On Corbyn generally, I thought Rundle was cheering Corbyn on, while occasionally hedging his bets with the odd article suggesting they were finished. Keane has only just come across (still wary, he may be a double agent) to the awareness of what damage neoliberal economic philosophy has perpetrated on the peoples, so I agree with Lykurgus comments there.
And then Herr Razer, who was cheering Corbyn for all she was worth.
As for commenters, as opposed to correspondents, there were plenty of us hoping upon hope that Corbyn could give them a black eye, and I nailed my colours to that mast quite clearly.

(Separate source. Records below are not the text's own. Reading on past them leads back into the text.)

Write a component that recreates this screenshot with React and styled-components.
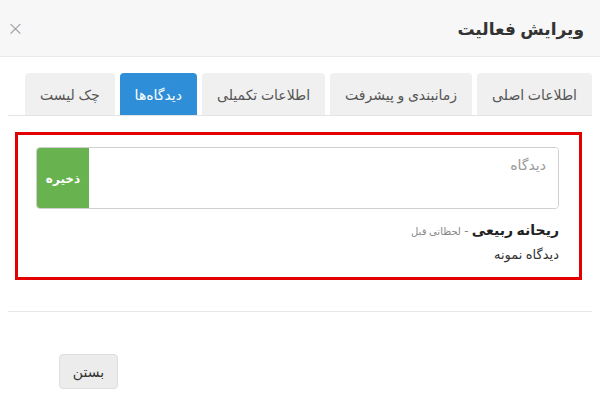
import React, { useState } from "react";
import styled, { createGlobalStyle } from "styled-components";

const tabs = ["اطلاعات اصلی", "زمانبندی و پیشرفت", "اطلاعات تکمیلی", "دیدگاه‌ها", "چک لیست"];

const App = () => {
  const [active, setActive] = useState(3);

  return (
    <>
      <GlobalStyle />
      <Modal>
        <Header>
          <Title>ویرایش فعالیت</Title>
          <CloseX>×</CloseX>
        </Header>
        <Body>
          <TabList>
            {tabs.map((t, i) => (
              <Tab key={t} $active={i === active} onClick={() => setActive(i)}>
                {t}
              </Tab>
            ))}
          </TabList>
          <Highlight>
            <InputGroup>
              <CommentField placeholder="دیدگاه" />
              <SaveBtn>ذخیره</SaveBtn>
            </InputGroup>
            <Comment>
              <Author>
                <b>ریحانه ربیعی</b>
                <Dash> - </Dash>
                <Time>لحظاتی قبل</Time>
              </Author>
              <CommentText>دیدگاه نمونه</CommentText>
            </Comment>
          </Highlight>
        </Body>
        <Footer>
          <CloseBtn>بستن</CloseBtn>
        </Footer>
      </Modal>
    </>
  );
};

export default App;

const GlobalStyle = createGlobalStyle`
  body {
    margin: 0;
    background: #fff;
    font-family: "Noto Sans", "DejaVu Sans", sans-serif;
    color: #333;
  }
`;

const Modal = styled.div`
  direction: rtl;
  width: 600px;
  height: 420px;
  background: #fff;
`;

const Header = styled.div`
  height: 56px;
  display: flex;
  align-items: center;
  justify-content: space-between;
  padding: 0 16px 0 7px;
  background: #f7f7f7;
  border-bottom: 1px solid #ebebeb;
`;

const Title = styled.h4`
  margin: 0;
  font-size: 17px;
  font-weight: bold;
  color: #333;
`;

const CloseX = styled.span`
  font-size: 20px;
  color: #999;
  line-height: 1;
  font-family: "DejaVu Sans", sans-serif;
  font-weight: 300;
`;

const Body = styled.div`
  padding: 16px 8px 0;
`;

const TabList = styled.div`
  display: flex;
  gap: 5px;
  border-bottom: 1px solid #e4e4e4;
`;

const Tab = styled.div`
  flex-shrink: 0;
  white-space: nowrap;
  height: 42px;
  display: flex;
  align-items: center;
  padding: 0 15px;
  border-radius: 4px 4px 0 0;
  font-size: 14px;
  cursor: pointer;
  background: ${(p) => (p.$active ? "#2e8fd8" : "#f0f0f0")};
  color: ${(p) => (p.$active ? "#fff" : "#555")};
`;

const Highlight = styled.div`
  margin: 16px 10px 0 7px;
  border: 3px solid #e30000;
  padding: 12px 20px 11px 18px;
`;

const InputGroup = styled.div`
  display: flex;
  height: 60px;
  border: 1px solid #d0d0d0;
  border-radius: 4px;
  overflow: hidden;
`;

const CommentField = styled.textarea`
  flex: 1;
  border: none;
  resize: none;
  outline: none;
  padding: 7px 12px;
  font-family: inherit;
  font-size: 14px;
  color: #333;
  &::placeholder {
    color: #999;
  }
`;

const SaveBtn = styled.button`
  width: 52px;
  border: none;
  background: #68b34f;
  color: #fff;
  font-family: inherit;
  font-size: 12px;
  font-weight: bold;
`;

const Comment = styled.div`
  margin-top: 10px;
`;

const Author = styled.div`
  font-size: 14px;
  line-height: 22px;
  color: #222;
`;

const Dash = styled.span`
  color: #888;
  font-size: 13px;
`;

const Time = styled.span`
  color: #888;
  font-size: 10px;
`;

const CommentText = styled.div`
  font-size: 13px;
  line-height: 24px;
  color: #333;
`;

const Footer = styled.div`
  margin: 31px 8px 0;
  border-top: 1px solid #e8e8e8;
  padding: 42px 51px 0;
  display: flex;
  justify-content: flex-end;
`;

const CloseBtn = styled.button`
  width: 59px;
  height: 35px;
  background: #ececec;
  border: 1px solid #dedede;
  border-radius: 4px;
  font-family: inherit;
  font-size: 14px;
  color: #333;
`;
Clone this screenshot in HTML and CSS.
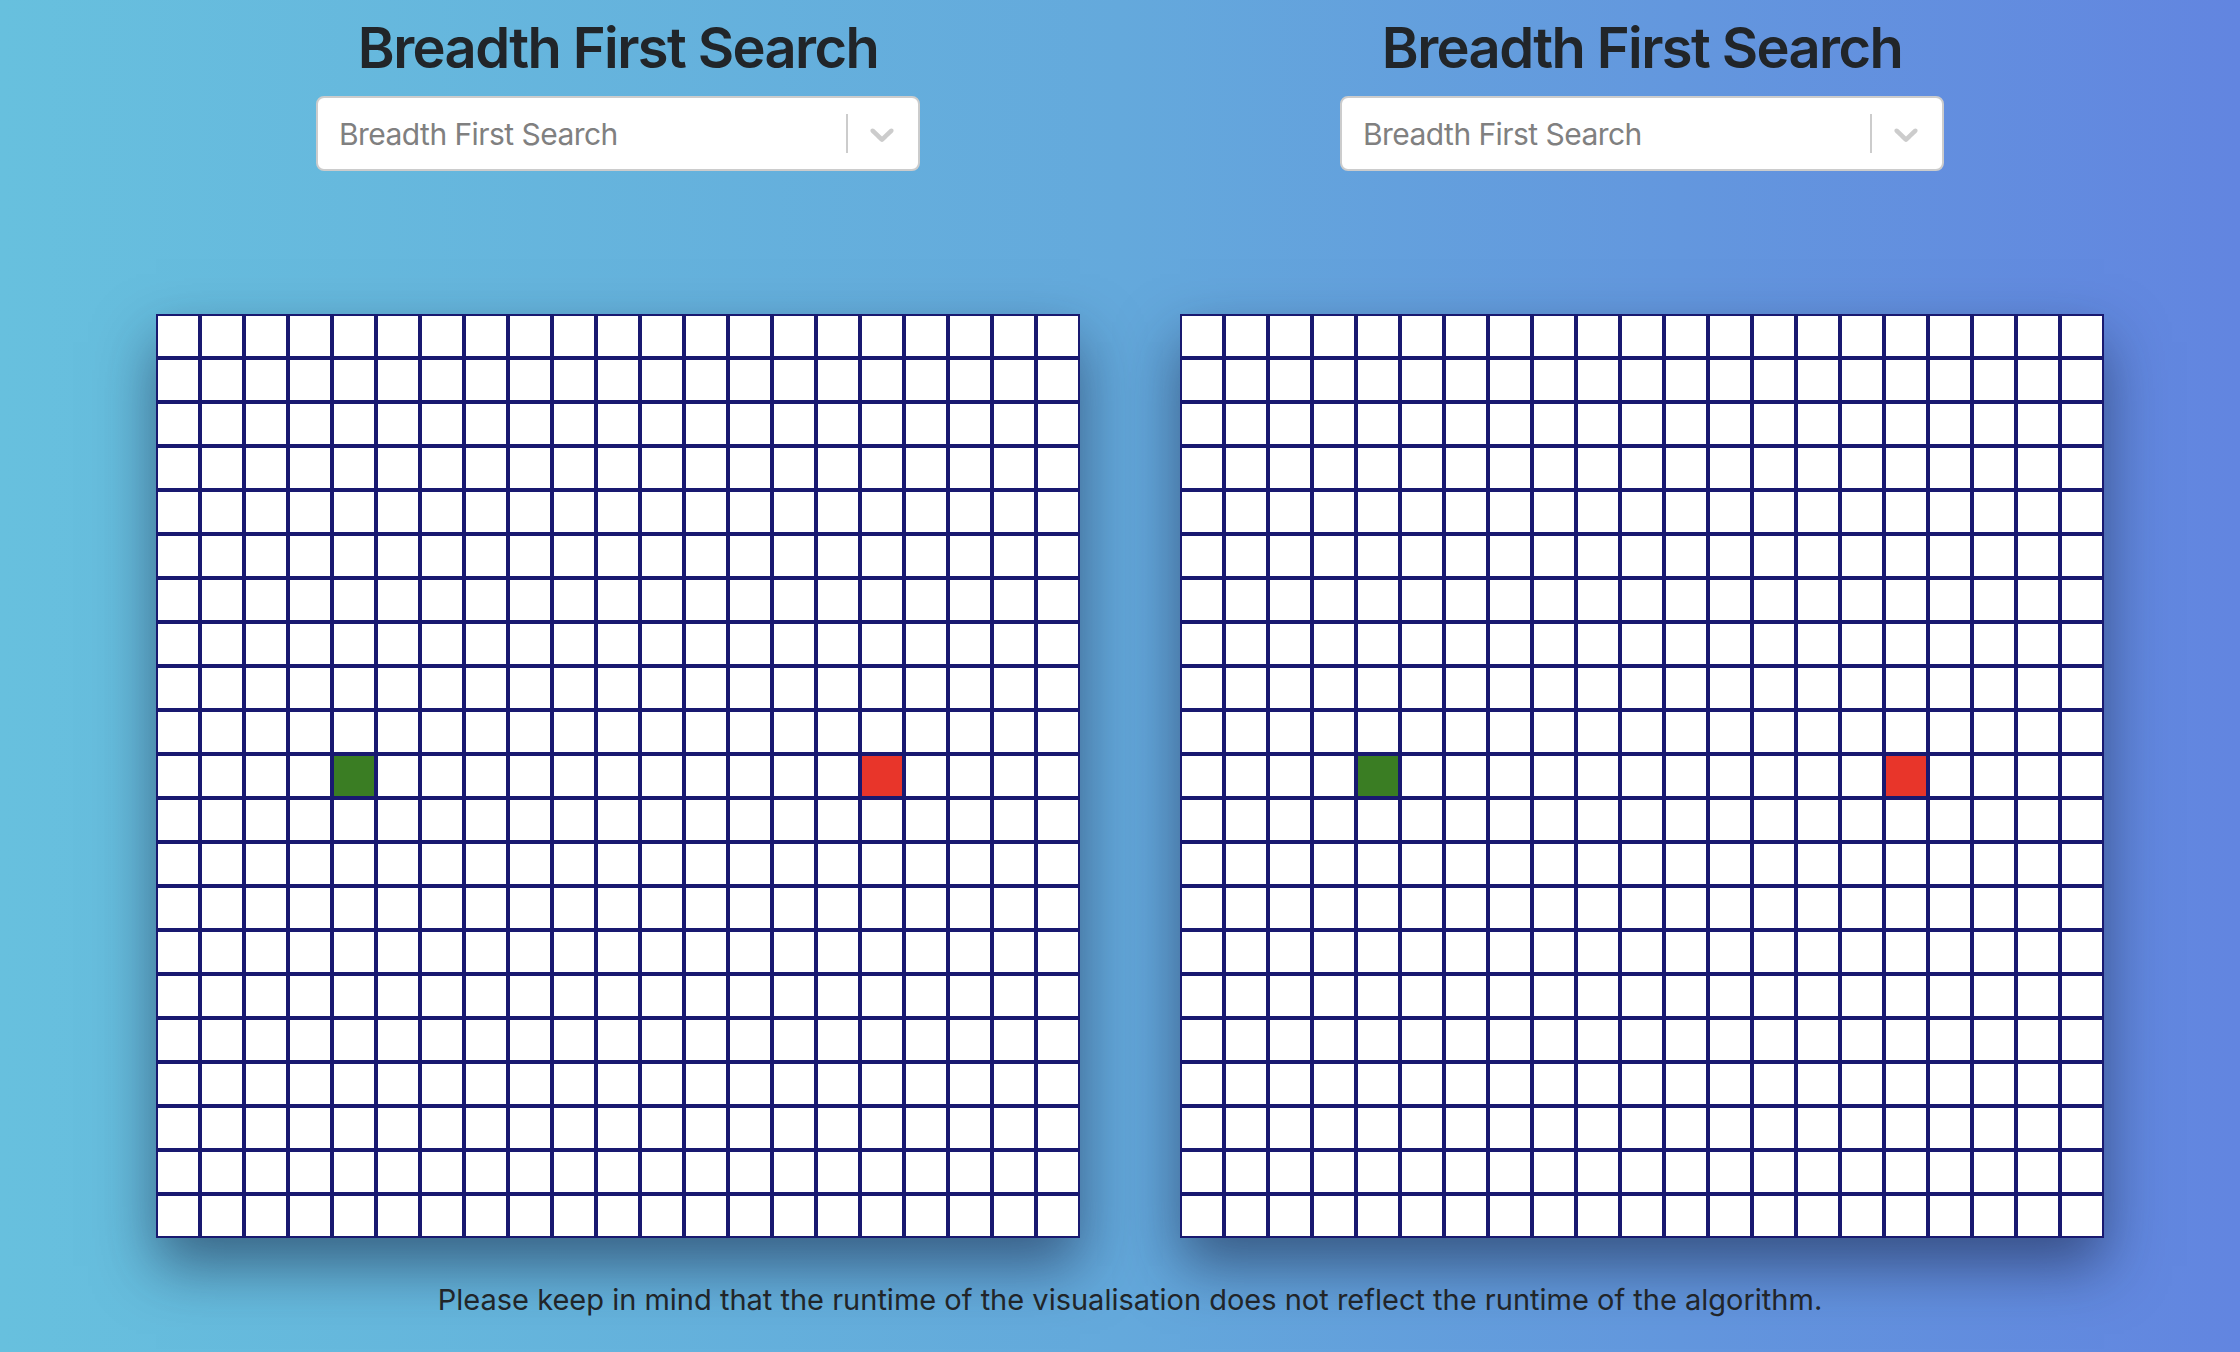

Even that, this analysis is post facto. Who can really say with certainty that Corbyn’s unexpected results were the results of effective grassroots politics, or him finding his feet in the battle of an election, or May falling over. More likely a bit of each, but I am confident that the neoliberal edifice has some chunks taken out of it, and like the Berlin Wall many years ago is hopefully a few more hammer blows from coming down completely.
Cheers all
The difference with Corbyn comes from the UK not having compulsory voting. What happened was that there were a sizeable proportion of UK voters on the Left who saw no-one reflecting their views and advocating their interests and so tuned out. Corbyn has provided these people with representation.